Dick’s Drive-In is a marquee local staple. Open since 1956, there are several locations scattered around the city (the only one you can actually sit down and eat in is the one on First Ave—they’re all park-your-car/walk-up-and-order situations otherwise), but the Broadway one (115 Broadway E) is the most famous, the fabled place that’s “the cool hang out” according to Sir Mix-A-Lot’s 1988 hit single “Posse On Broadway,” more recently seen in Macklemore’s “White Walls” video. It’s standard fast food fare with a severely limited menu—four burger options, fries, sodas, shakes, and ice cream—but cheap prices (the most expensive item is the Deluxe burger at $2.90) and real ingredients. Get a bagful of burgers and fries, and chow down at the outside counters while you chat it up with the always-colorful area locals. Just don’t ask for a special order unless you’re a fan of public ridicule.

Go to the library.

Staying true to its status as one of the most literate cities in America, Seattle has an awesome library. Designed by Dutch architect Rem Koolhaas and former Seattlite Joshua Ramus, the angular, glass-paned building has 10 floors of explorable terrain complete with observation decks, crazy red and highlighter-yellow foyers, and even a coffee and gift shop on one of the main floors. While you do still have to keep it low-key and quiet, it’s one of the coolest free sights to see in the city, and it provides a perfect background for an impromptu photo shoot.

Ride a bike.

As anyone who lives in Seattle proper can tell you, the city is growing at a pace too fast for its infrastructure to handle. Combined with constant construction and lane closures, getting from point A to point B in traffic is more or less impossible by traditional means. Renting a car for your vacation could turn out ugly, especially if you’re staying in the downtown area. But thankfully, the city has huge, fairly well-organized bike lanes on most main roads, a citywide bike-share system called Pronto that offers $8 24-hour rentals, and $16 three-day passes on cruiser bikes, along with some awesome bike trails (The Burke-Gilman Trail and Lake Washington/Seward Park Loop) that make getting around without a car way easier.
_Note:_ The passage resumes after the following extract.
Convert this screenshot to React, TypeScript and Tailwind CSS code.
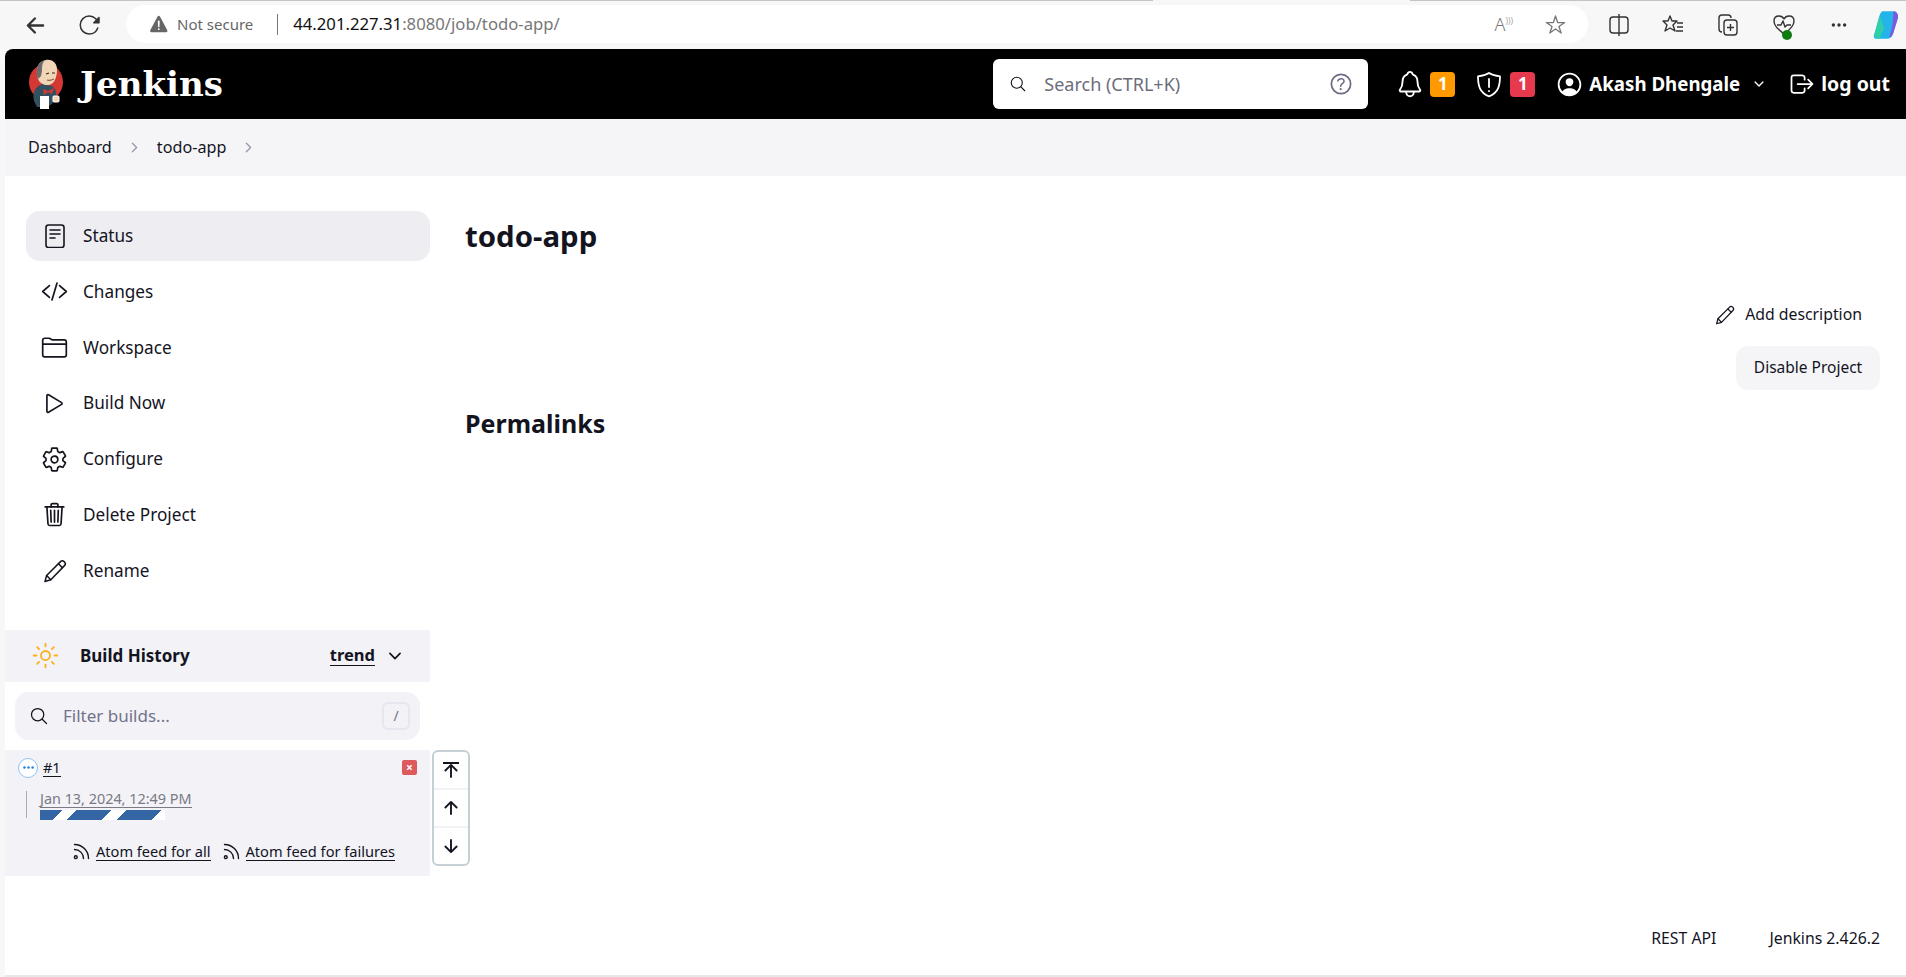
import { ReactNode } from 'react';
import {
  IoArrowBack,
  IoArrowDownOutline,
  IoArrowUpOutline,
  IoChevronDownOutline,
  IoChevronForwardOutline,
  IoCodeSlashOutline,
  IoEllipsisHorizontal,
  IoFolderOutline,
  IoHelpCircleOutline,
  IoLogOutOutline,
  IoNotificationsOutline,
  IoPersonCircleOutline,
  IoPlayOutline,
  IoReloadOutline,
  IoSearchOutline,
  IoSettingsOutline,
  IoStarOutline,
  IoSunnyOutline,
  IoTrashOutline,
  IoWarning,
} from 'react-icons/io5';

const PencilIcon = ({ size }: { size: number }) => (
  <svg width={size} height={size} viewBox="0 0 24 24" fill="none" stroke="currentColor" strokeWidth="1.5" strokeLinejoin="round" strokeLinecap="round">
    <path d="M2 22.500l1.600-6L17.500 2.600c1-1 2.600-1 3.600 0l.4.4c1 1 1 2.600 0 3.600L7.800 20.800z" />
    <path d="M3.600 16.500l4.200 4.300" />
    <path d="M15.500 4.800l3.800 3.800" />
  </svg>
);

const DocIcon = () => (
  <svg width="20" height="24" viewBox="0 0 20 24" fill="none" stroke="currentColor" strokeWidth="1.6" strokeLinecap="round">
    <rect x="1" y="1" width="18" height="22.500" rx="2.500" />
    <path d="M5 6h10M5 10h10M5 14h5" />
  </svg>
);

const TASKS: { label: string; icon: ReactNode; active?: boolean }[] = [
  { label: 'Status', icon: <DocIcon />, active: true },
  { label: 'Changes', icon: <IoCodeSlashOutline size={27} /> },
  { label: 'Workspace', icon: <IoFolderOutline size={27} /> },
  { label: 'Build Now', icon: <IoPlayOutline size={27} /> },
  { label: 'Configure', icon: <IoSettingsOutline size={27} /> },
  { label: 'Delete Project', icon: <IoTrashOutline size={27} /> },
  { label: 'Rename', icon: <PencilIcon size={24} /> },
];

const RssIcon = () => (
  <svg width="17" height="17" viewBox="0 0 17 17" fill="none" stroke="#14141f" strokeWidth="1.4" strokeLinecap="round">
    <path d="M1.500 6.500c5 0 9 4 9 9" />
    <path d="M1.500 1.500c7.700 0 14 6.300 14 14" />
    <circle cx="2.800" cy="14.200" r="1.400" />
  </svg>
);

const JenkinsLogo = () => (
  <svg width="36" height="50" viewBox="0 0 36 50">
    <ellipse cx="18" cy="23" rx="17" ry="18" fill="#d33833" />
    <path d="M6 42c-2-8 1-14 8-17l10 2c4 3 5 7 4 14l-8 7H9z" fill="#335061" />
    <path d="M10 20C7 10 10 2 18 1c7-1 12 4 11 12-1 8-4 13-9 13-5 0-8-2-10-6z" fill="#f0d6b7" />
    <path d="M10 20C7 12 9 3 17 1c-3 3-3 7-3 11l-1 5z" fill="#6d6b6d" />
    <path d="M18 15l3-1M24 14l3 0" stroke="#3a2a20" strokeWidth="1.200" />
    <path d="M19 21c3 1 5 0 7-1" stroke="#8a5a44" strokeWidth="1.200" fill="none" />
    <path d="M15 30l5 2 6-3-2 6-4-2-4 3z" fill="#d33833" />
    <rect x="12" y="37" width="9" height="13" fill="#fff" />
    <rect x="25" y="37" width="6" height="6" rx="1" fill="#f0d6b7" stroke="#fff" />
  </svg>
);

const ShieldAlert = () => (
  <svg width="26" height="27" viewBox="0 0 26 27" fill="none" stroke="#fff" strokeWidth="1.800" strokeLinejoin="round" strokeLinecap="round">
    <path d="M13 2c3 2 6.500 3 11 3.300 0 9-1.500 16.500-11 20-9.500-3.500-11-11-11-20C6.500 5 10 4 13 2z" />
    <path d="M13 8v8" />
    <path d="M13 20v.2" />
  </svg>
);

const Badge = ({ color, gap, children }: { color: string; gap: string; children: ReactNode }) => (
  <span
    className={`flex h-[25px] w-[25px] items-center justify-center rounded-[4px] text-[17px] font-bold text-white ${gap} ${color}`}
  >
    {children}
  </span>
);

const Chrome = () => (
  <div className="h-[49px] shrink-0 bg-[#f7f7f7]">
    <div className="flex h-[1px]">
      <div className="w-[1153px] bg-[#c4c4c4]" />
      <div className="w-[257px]" />
      <div className="flex-1 bg-[#c4c4c4]" />
    </div>
    <div className="flex h-[48px] items-center pl-[23px] text-[#333]">
      <IoArrowBack size={25} className="mr-[30px]" />
      <IoReloadOutline size={24} className="mr-[24px]" />
      <div className="flex h-[38px] w-[1462px] -translate-y-[1px] items-center rounded-full bg-white pl-[22px] pr-[22px]">
        <IoWarning size={22} className="text-[#666]" />
        <span className="ml-[7px] text-[15px] text-[#666]">Not secure</span>
        <span className="ml-[24px] h-[21px] w-[1px] bg-[#777]" />
        <span className="ml-[15px] text-[16.700px] text-[#111]">44.201.227.31</span>
        <span className="text-[16.700px] text-[#777]">:8080/job/todo-app/</span>
        <span className="ml-auto flex items-center text-[#777]">
          <span className="mr-[32px] text-[18px] font-light">
            A<span className="align-super text-[9px]">)))</span>
          </span>
          <IoStarOutline size={21} />
        </span>
      </div>
      <div className="ml-[21px] flex items-center gap-[33px]">
        <svg width="20" height="22" viewBox="0 0 20 22" fill="none" stroke="#333" strokeWidth="1.400">
          <rect x="1" y="3" width="18" height="16" rx="3" />
          <path d="M10 0v22" />
        </svg>
        <svg width="22" height="22" viewBox="0 0 22 22" fill="none" stroke="#333" strokeWidth="1.400" strokeLinejoin="round">
          <path d="M8 2l2 5h5l-4 4 2 6-5-3-5 3 2-6-4-4h5z" />
          <path d="M15 9h6M15 13h6M14 17h7" />
        </svg>
        <svg width="22" height="24" viewBox="0 0 22 24" fill="none" stroke="#333" strokeWidth="1.400">
          <path d="M5 19c-2 0-3-1-3-3V5c0-2 1-3 3-3h6c2 0 3 1 3 3" />
          <rect x="7" y="7" width="13" height="15" rx="3" />
          <path d="M13.500 11v7M10 14.500h7" />
        </svg>
        <span className="relative">
          <svg width="24" height="24" viewBox="0 0 24 24" fill="none" stroke="#333" strokeWidth="1.400" strokeLinejoin="round">
            <path d="M12 21C6 16 2 13 2 8c0-3 2-5 5-5 2 0 4 1 5 3 1-2 3-3 5-3 3 0 5 2 5 5 0 5-4 8-10 13z" />
            <path d="M5 12h4l2-4 2 6 2-2h4" />
          </svg>
          <span className="absolute bottom-[-3px] right-[4px] h-[10px] w-[10px] rounded-full bg-[#107c10]" />
        </span>
        <IoEllipsisHorizontal size={18} className="ml-[1px]" />
      </div>
      <svg className="ml-[24px]" width="28" height="32" viewBox="0 0 24 30">
        <path d="M9 2h10c3 0 5 3 4 7l-4 13c-1 4-3 6-7 6H3c-2 0-3-2-2-4l5-18C7 3 8 2 9 2z" fill="#25b4e8" />
        <path d="M19 2c3 0 5 3 4 7l-4 13c-1 3-2 4-4 5l3-12z" fill="#7a5ae0" />
        <path d="M6 28c-3 0-5-2-5-4l5-18 4 12z" fill="#2fd0a8" />
      </svg>
    </div>
  </div>
);

const Header = () => (
  <header className="flex h-[70px] shrink-0 items-center bg-black pl-[23px] pr-[16px] text-white">
    <JenkinsLogo />
    <span className="ml-[16px] font-['DejaVu_Serif',serif] text-[34px] font-bold">Jenkins</span>
    <div className="ml-auto flex h-[50px] w-[375px] items-center rounded-[6px] bg-white pl-[16px] pr-[13px] text-[#14141f]">
      <IoSearchOutline size={18} />
      <span className="ml-[17px] text-[18px] text-[#6d6d7a]">Search (CTRL+K)</span>
      <IoHelpCircleOutline size={28} className="ml-auto text-[#6d6b85]" />
    </div>
    <IoNotificationsOutline size={30} className="ml-[27px]" />
    <Badge color="bg-[#fe9a00]" gap="ml-[5px]">1</Badge>
    <span className="ml-[21px]">
      <ShieldAlert />
    </span>
    <Badge color="bg-[#e6394d]" gap="ml-[8px]">1</Badge>
    <IoPersonCircleOutline size={29} className="ml-[20px]" />
    <span className="ml-[5px] text-[18.700px] font-bold">Akash Dhengale</span>
    <IoChevronDownOutline size={14} className="ml-[12px]" />
    <IoLogOutOutline size={28} className="ml-[22px]" />
    <span className="ml-[5px] text-[19.500px] font-bold">log out</span>
  </header>
);

const Breadcrumb = () => (
  <nav className="flex h-[57px] shrink-0 items-center bg-[#f5f5f8] pl-[23px] text-[16.200px] text-[#14141f]">
    <span>Dashboard</span>
    <IoChevronForwardOutline size={15} className="mx-[15px] text-[#9a9aac]" />
    <span>todo-app</span>
    <IoChevronForwardOutline size={15} className="ml-[15px] text-[#9a9aac]" />
  </nav>
);

const BuildHistory = () => (
  <section className="relative mt-[34px]">
    <div className="flex h-[52px] items-center bg-[#f2f2f7] pl-[26px] pr-[26px] text-[#14141f]">
      <IoSunnyOutline size={29} className="text-[#feb018]" />
      <span className="ml-[20px] text-[17px] font-bold">Build History</span>
      <span className="ml-auto border-b-[1.500px] border-[#14141f] text-[16.500px] font-bold leading-[20px]">trend</span>
      <IoChevronDownOutline size={18} className="ml-[11px]" />
    </div>
    <div className="mx-[10px] mt-[10px] flex h-[48px] items-center rounded-[14px] bg-[#f2f2f7] pl-[14px] pr-[10px]">
      <IoSearchOutline size={20} className="text-[#14141f]" />
      <span className="ml-[14px] text-[17px] text-[#73738a]">Filter builds...</span>
      <span className="ml-auto flex h-[28px] w-[28px] items-center justify-center rounded-[6px] border-2 border-[#e6e6ef] text-[14px] text-[#73738a]">
        /
      </span>
    </div>
    <div className="mt-[10px] h-[126px] bg-[#f2f2f7] pl-[13px] pr-[13px] pt-[7px]">
      <div className="flex h-[22px] items-center">
        <span className="flex h-[20px] w-[20px] items-center justify-center rounded-full border-[1.500px] border-[#8fc1f5] bg-white text-[#1d7fe0]">
          <IoEllipsisHorizontal size={13} />
        </span>
        <span className="ml-[5px] border-b border-[#14141f] text-[14.500px] leading-[18px] text-[#14141f]">#1</span>
        <span className="ml-auto flex h-[15px] w-[15px] items-center justify-center rounded-[2px] bg-[#dc5a5c] text-[12px] font-bold leading-none text-white">
          ×
        </span>
      </div>
      <div className="ml-[8px] mt-[12px] h-[27px] border-l border-[#a4acb4] pl-[13px]">
        <span className="block w-fit border-b border-[#7a7a85] text-[14.400px] leading-[16px] text-[#7a7a85]">
          Jan 13, 2024, 12:49 PM
        </span>
        <div className="mt-[2px] h-[10px] w-[125px] bg-[repeating-linear-gradient(-45deg,#ffffff_0,#ffffff_9.200px,#3465a4_9.200px,#3465a4_34.200px,#ffffff_34.200px,#ffffff_35.350px)]" />
      </div>
      <div className="mt-[25px] flex items-center justify-end pr-[22px] text-[14.600px] text-[#14141f]">
        <RssIcon />
        <span className="ml-[6px] border-b border-[#14141f] leading-[17px]">Atom feed for all</span>
        <span className="ml-[12px]">
          <RssIcon />
        </span>
        <span className="ml-[6px] border-b border-[#14141f] leading-[17px]">Atom feed for failures</span>
      </div>
    </div>
    <div className="absolute left-[427px] top-[120px] flex h-[116px] w-[38px] flex-col divide-y-2 divide-[#f2f2f4] rounded-[6px] border-2 border-[#c4d0d4] bg-white text-[#14141f]">
      <button className="relative flex flex-1 items-center justify-center">
        <span className="absolute left-[9px] top-[10px] h-[2px] w-[16px] bg-[#14141f]" />
        <IoArrowUpOutline size={20} className="mt-[3px]" />
      </button>
      <button className="flex flex-1 items-center justify-center">
        <IoArrowUpOutline size={20} />
      </button>
      <button className="flex flex-1 items-center justify-center">
        <IoArrowDownOutline size={20} />
      </button>
    </div>
  </section>
);

const Sidebar = () => (
  <aside className="w-[425px] shrink-0 pt-[35px]">
    <ul className="flex flex-col gap-[5.800px] pl-[21px]">
      {TASKS.map((task) => (
        <li
          key={task.label}
          className={`flex h-[50px] items-center rounded-[14px] text-[17.200px] text-[#14141f] ${
            task.active ? 'bg-[#ededf2]' : ''
          }`}
        >
          <span className="flex w-[57px] items-center justify-center">{task.icon}</span>
          {task.label}
        </li>
      ))}
    </ul>
    <BuildHistory />
  </aside>
);

const Main = () => (
  <main className="flex-1 pl-[35px] pr-[26px] text-[#14141f]">
    <h1 className="mt-[38px] h-[44px] text-[29.400px] font-bold leading-[44px]">todo-app</h1>
    <div className="mt-[45px] flex items-center justify-end text-[15.800px]">
      <PencilIcon size={20} />
      <span className="ml-[10px] mr-[18px]">Add description</span>
    </div>
    <div className="mt-[19px] flex justify-end">
      <button className="h-[44px] w-[144px] rounded-[12px] bg-[#f5f5f8] text-[15.500px]">Disable Project</button>
    </div>
    <h2 className="mt-[15px] h-[36px] text-[25px] font-bold leading-[36px]">Permalinks</h2>
  </main>
);

const App = () => (
  <div className="flex h-[977px] flex-col overflow-hidden bg-[#f7f7f7] font-['Noto_Sans','Open_Sans',sans-serif]">
    <Chrome />
    <div className="ml-[5px] flex flex-1 flex-col overflow-hidden rounded-tl-[8px] border-b-2 border-[#e8e8e8] bg-white">
      <Header />
      <Breadcrumb />
      <div className="flex flex-1">
        <Sidebar />
        <Main />
      </div>
      <footer className="flex h-[50px] shrink-0 items-start justify-end gap-[53px] pr-[26px] pt-[2px] text-[15.800px] text-[#14141f]">
        <span>REST API</span>
        <span>Jenkins 2.426.2</span>
      </footer>
    </div>
  </div>
);

export default App;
See a show at The Crocodile.

Seattle has a ton of venues for all sorts of music. Check out Club Q or Kremwerk. Punk and metal? The Highline. Big-name indie bands and rap groups? Neumos or The Showbox. But The Crocodile was one of the main fixtures of the city’s thriving grunge scene in the ’90s, with seminal bands like Nirvana, Pearl Jam, and Alice In Chains all performing there regularly during the club’s heyday. After closing for a couple of years, it reopened with a renovated new look in 2009, and now has a back bar area with tasty wood-fired pizza and giant photos from the club’s grunge days hanging on the walls.

Drink a Rainier.

There are a ton of great craft cocktails and craft breweries and vegan cider (or whatever) available around Seattle, but one of the regional staples when it comes to alcoholic beverages comes in a white can emblazoned with a big red cursive ‘R’. Named after the 14,000-foot tall mountain visible looking south on clear days, Rainier Beer used to be brewed right off the I-5 freeway (the old brewery space is part warehouse, part work lofts now). Though the beer is now made in California, it’s still offered in most local bars as an alternative to Pabst or other cheap tall-can lagers, and is actually pretty drinkable for a budget brew.

Get out and enjoy the views.

Real Seattlites know that one of the biggest advantages of this city over other thriving American metropolises is that you can get out of it rather quickly. Fairly unspoiled nature is as short as a 30-minute drive away from the city, and most of the state outside of the oasis of Seattle is a mountainous forest land. There are two mountain ranges nearby (the Cascades to the east, the Olympics to the west) and tons of day-trip-worthy lakes and camping and hiking trails, but Seattle’s location between the Puget Sound ocean inlet and Lake Washington makes the city its own escape sometimes. Public parks like Gasworks, Alki, Madison Beach, or Golden Gardens provide grass, trees, beaches, and beautiful views to be enjoyed right within city limits.